After everything is said and done, I'm almost glad Dead Silence happened, because it gave me an extreme, coal-face lesson in what not to do. It was like learning to swim by leaping off Niagara Falls. I only write scripts on spec now, which means that I write them in my own time without getting paid and then take them out into the world to see if anyone's interested. Never again will I enter the arranged marriage of selling a pitch. I have also become very gun-shy about working with studios. In the world of independent film, what you write ends up on screen. Plus, they don't have the money to bring in script doctors! Works fine for me. Who knows, maybe one day I will work with a studio again...
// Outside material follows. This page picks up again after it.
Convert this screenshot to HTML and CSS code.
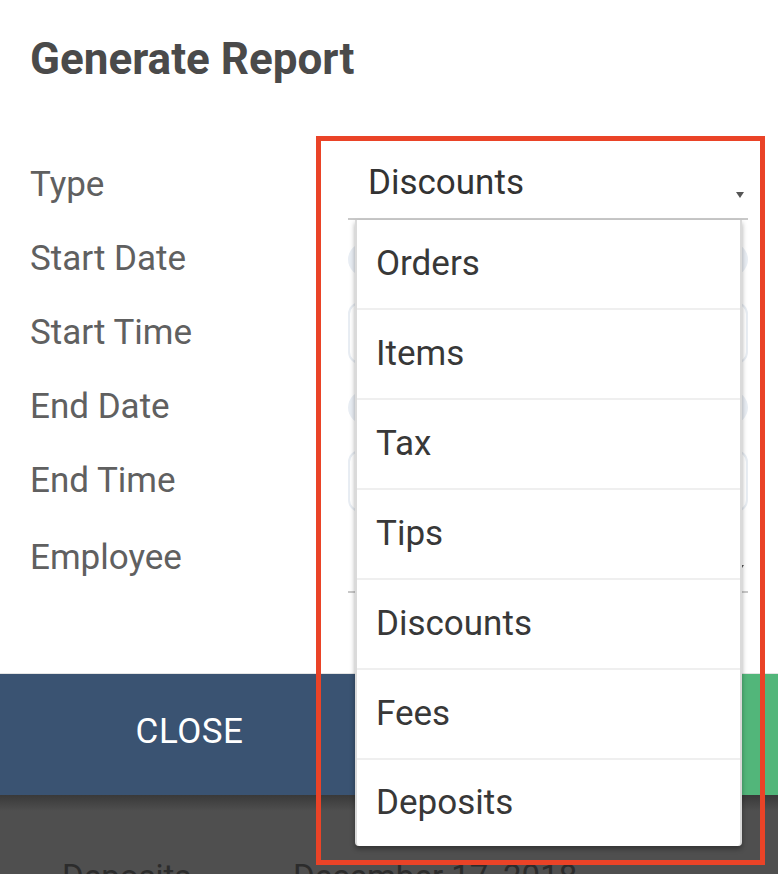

In retrospect, director James Wan said: "Dead Silence, my second movie and first studio film, was really me responding to the reaction that Saw was getting, meaning that people were harping on the torture aspect of Saw. So I made a very conscious decision to move away from that style of film and into something that was more of a haunted house, ghost story, which is a genre I love. But, of course, Saw made such a strong impression that it carried into Dead Silence. A lot of people were expecting something similar to Saw, but it wasn't. Ultimately, it didn't do that well, financially, and at the time, people didn't really like it. But now, strangely, so many fans reach out to tell me how much they love Dead Silence."